[OBJECTIVE]
Read the records and gather each line that includes "components".

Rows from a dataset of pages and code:
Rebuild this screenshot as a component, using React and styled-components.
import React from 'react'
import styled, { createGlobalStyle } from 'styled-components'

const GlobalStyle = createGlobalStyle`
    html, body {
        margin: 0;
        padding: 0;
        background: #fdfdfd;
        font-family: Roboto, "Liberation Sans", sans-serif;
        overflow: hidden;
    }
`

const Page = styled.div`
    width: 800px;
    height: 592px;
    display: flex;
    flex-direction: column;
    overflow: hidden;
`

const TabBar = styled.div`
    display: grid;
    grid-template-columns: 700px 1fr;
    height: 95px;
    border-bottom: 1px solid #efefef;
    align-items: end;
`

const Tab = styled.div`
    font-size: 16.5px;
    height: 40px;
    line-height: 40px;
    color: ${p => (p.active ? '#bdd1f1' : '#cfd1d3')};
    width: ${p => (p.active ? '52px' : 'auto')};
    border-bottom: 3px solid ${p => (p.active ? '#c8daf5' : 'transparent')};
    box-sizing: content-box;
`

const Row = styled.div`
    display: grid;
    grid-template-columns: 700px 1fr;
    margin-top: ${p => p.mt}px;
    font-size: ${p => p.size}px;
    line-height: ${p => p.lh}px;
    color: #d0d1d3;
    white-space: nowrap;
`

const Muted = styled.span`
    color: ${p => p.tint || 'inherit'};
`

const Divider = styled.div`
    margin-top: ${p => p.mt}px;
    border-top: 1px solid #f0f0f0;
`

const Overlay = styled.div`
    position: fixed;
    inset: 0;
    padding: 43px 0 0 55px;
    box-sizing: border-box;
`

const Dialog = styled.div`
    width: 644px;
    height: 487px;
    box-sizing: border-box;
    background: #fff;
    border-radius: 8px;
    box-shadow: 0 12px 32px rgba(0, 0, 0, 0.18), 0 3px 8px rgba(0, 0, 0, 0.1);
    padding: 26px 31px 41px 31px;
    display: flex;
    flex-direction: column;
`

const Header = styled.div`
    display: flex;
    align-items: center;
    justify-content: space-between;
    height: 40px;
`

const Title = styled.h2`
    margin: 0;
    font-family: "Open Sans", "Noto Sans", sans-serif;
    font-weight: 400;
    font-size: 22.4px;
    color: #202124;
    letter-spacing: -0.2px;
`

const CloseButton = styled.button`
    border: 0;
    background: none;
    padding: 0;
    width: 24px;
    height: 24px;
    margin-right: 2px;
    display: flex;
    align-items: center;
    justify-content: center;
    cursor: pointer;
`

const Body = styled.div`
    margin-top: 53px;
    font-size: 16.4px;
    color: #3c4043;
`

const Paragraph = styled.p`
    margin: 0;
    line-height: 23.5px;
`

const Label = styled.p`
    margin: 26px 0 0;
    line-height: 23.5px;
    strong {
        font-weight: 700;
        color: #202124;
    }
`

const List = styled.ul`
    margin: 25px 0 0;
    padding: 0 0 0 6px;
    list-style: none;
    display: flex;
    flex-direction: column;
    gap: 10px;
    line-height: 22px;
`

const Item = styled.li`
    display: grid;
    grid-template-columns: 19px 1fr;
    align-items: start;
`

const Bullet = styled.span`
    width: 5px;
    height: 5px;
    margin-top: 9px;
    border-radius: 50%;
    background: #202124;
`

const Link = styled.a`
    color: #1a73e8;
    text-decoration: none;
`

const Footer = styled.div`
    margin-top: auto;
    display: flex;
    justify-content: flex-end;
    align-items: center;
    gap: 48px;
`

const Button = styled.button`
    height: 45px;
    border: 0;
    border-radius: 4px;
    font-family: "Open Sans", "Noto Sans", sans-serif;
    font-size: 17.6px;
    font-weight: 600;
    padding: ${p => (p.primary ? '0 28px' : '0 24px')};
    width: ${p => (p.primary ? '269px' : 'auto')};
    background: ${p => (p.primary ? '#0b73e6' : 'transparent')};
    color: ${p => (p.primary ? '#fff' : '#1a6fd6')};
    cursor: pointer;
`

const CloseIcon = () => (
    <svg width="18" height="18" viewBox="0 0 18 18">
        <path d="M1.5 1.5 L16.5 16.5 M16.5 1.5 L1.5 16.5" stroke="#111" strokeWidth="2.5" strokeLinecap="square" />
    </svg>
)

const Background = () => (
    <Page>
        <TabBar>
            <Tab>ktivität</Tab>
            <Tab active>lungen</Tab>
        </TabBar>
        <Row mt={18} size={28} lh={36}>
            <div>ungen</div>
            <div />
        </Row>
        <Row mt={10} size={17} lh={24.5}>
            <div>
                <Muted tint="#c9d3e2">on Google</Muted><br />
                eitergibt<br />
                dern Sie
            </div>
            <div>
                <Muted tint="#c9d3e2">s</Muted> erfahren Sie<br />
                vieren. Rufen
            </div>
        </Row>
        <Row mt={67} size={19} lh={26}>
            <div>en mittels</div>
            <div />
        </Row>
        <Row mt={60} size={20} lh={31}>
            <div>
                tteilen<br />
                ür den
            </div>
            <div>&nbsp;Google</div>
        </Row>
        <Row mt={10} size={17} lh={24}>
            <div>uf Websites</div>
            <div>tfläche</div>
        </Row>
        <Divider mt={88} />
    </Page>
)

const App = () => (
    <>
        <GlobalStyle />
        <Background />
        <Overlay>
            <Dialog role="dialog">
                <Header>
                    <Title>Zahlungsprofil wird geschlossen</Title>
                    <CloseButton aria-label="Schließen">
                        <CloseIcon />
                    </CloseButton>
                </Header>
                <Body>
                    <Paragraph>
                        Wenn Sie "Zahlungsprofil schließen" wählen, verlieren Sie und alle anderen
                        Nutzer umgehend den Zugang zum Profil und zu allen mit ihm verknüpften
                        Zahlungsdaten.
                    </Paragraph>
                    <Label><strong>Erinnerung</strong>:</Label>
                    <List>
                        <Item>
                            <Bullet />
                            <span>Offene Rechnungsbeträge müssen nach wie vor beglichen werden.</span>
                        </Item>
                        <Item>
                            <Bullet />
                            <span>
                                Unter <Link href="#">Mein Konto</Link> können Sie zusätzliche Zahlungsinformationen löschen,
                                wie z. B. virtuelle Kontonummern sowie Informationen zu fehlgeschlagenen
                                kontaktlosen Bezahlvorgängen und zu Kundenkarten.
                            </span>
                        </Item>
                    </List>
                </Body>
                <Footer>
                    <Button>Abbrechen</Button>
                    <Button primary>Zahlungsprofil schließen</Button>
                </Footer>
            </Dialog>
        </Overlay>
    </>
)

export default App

* * *

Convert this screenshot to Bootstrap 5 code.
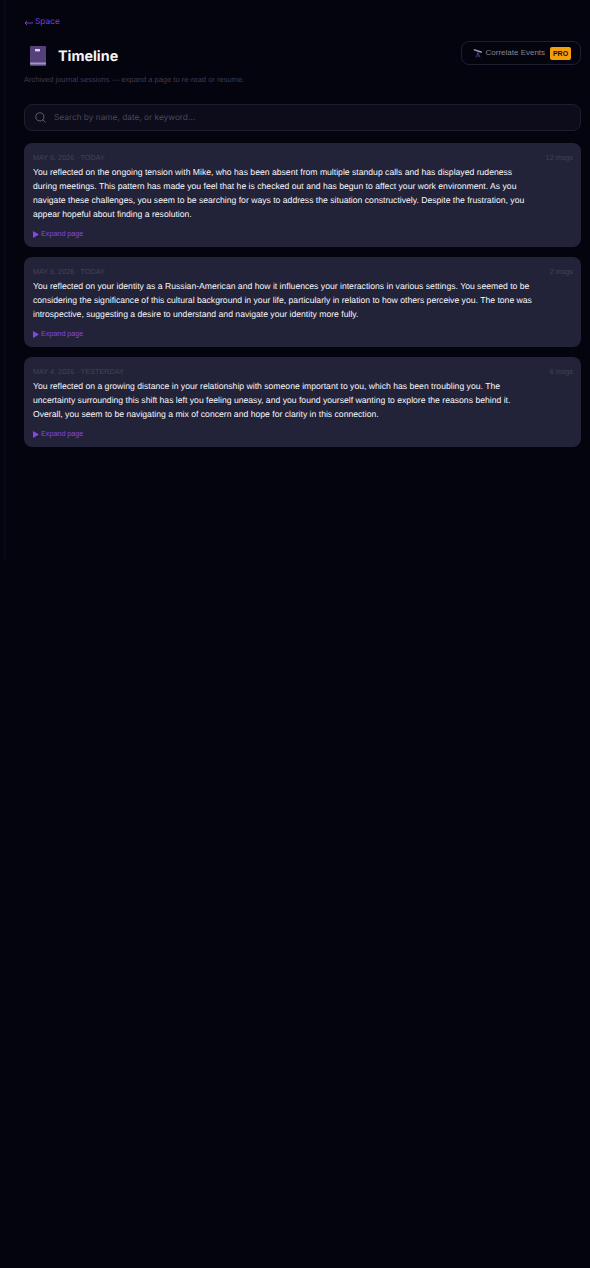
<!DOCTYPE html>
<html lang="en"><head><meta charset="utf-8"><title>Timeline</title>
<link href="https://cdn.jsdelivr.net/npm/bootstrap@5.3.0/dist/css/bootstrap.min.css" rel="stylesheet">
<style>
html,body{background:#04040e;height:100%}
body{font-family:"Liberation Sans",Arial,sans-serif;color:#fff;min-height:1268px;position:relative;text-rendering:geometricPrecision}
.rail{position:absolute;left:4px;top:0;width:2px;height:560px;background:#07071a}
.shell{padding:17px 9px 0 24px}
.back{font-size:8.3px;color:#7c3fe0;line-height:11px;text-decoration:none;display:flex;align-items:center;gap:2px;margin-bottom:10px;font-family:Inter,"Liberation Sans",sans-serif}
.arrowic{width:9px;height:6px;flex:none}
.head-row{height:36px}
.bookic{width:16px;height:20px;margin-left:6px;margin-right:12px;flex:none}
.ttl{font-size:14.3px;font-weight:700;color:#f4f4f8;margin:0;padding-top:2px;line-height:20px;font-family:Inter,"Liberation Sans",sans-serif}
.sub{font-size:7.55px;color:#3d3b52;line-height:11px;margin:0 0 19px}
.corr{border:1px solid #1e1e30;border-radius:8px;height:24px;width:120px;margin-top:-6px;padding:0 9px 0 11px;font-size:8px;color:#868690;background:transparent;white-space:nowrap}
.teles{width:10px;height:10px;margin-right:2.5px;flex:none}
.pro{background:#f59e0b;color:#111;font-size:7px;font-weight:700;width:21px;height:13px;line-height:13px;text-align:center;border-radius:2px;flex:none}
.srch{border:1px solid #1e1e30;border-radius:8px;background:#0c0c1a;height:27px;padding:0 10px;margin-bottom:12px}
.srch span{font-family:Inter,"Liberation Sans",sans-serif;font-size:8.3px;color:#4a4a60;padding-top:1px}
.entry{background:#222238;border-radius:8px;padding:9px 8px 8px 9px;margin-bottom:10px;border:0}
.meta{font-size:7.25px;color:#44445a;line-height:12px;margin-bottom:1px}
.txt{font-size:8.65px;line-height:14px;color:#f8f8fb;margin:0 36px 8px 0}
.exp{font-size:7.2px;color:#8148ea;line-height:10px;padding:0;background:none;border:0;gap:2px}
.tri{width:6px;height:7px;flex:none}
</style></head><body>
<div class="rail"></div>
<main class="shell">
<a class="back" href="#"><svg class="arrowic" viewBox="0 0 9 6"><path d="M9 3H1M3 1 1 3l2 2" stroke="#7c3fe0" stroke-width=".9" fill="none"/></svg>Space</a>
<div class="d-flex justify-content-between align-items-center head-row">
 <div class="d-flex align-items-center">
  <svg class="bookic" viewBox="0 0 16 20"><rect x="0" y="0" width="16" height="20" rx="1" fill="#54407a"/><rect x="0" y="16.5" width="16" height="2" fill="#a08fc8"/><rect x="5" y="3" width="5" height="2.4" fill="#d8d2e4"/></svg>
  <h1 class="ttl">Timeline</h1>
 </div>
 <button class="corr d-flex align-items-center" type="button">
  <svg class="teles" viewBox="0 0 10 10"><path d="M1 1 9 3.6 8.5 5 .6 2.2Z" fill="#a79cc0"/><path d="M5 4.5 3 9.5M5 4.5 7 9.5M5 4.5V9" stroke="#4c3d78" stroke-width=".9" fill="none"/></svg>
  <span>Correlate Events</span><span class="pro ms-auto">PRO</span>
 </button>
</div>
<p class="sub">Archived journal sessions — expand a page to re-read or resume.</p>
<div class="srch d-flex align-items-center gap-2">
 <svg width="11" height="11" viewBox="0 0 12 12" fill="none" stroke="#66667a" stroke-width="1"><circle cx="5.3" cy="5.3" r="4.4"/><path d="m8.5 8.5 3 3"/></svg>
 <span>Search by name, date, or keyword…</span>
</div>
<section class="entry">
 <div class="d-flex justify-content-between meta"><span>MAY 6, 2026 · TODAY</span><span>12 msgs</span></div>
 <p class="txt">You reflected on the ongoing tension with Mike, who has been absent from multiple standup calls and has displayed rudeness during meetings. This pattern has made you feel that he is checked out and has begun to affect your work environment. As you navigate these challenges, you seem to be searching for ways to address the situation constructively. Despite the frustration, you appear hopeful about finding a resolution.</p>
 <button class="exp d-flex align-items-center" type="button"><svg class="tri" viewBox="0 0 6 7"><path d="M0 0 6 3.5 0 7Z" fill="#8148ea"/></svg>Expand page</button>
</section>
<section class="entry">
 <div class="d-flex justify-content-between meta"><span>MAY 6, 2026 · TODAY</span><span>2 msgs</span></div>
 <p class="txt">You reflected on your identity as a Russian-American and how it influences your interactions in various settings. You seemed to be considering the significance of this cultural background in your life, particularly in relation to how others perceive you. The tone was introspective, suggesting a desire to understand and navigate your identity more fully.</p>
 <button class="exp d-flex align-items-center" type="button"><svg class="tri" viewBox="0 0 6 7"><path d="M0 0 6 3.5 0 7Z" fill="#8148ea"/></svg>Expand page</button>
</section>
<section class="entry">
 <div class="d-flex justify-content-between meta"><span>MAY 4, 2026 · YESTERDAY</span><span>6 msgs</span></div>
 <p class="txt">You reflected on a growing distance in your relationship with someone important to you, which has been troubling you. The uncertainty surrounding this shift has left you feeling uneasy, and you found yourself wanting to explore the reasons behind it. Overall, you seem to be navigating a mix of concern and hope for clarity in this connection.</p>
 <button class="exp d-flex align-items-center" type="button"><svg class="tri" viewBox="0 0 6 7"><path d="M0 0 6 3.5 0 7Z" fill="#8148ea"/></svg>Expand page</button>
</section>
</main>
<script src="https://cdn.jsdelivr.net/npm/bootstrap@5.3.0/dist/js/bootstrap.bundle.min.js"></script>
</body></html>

[WORKED SOLUTION]
Rebuild this screenshot as a component, using React and styled-components.
import styled, { createGlobalStyle } from 'styled-components'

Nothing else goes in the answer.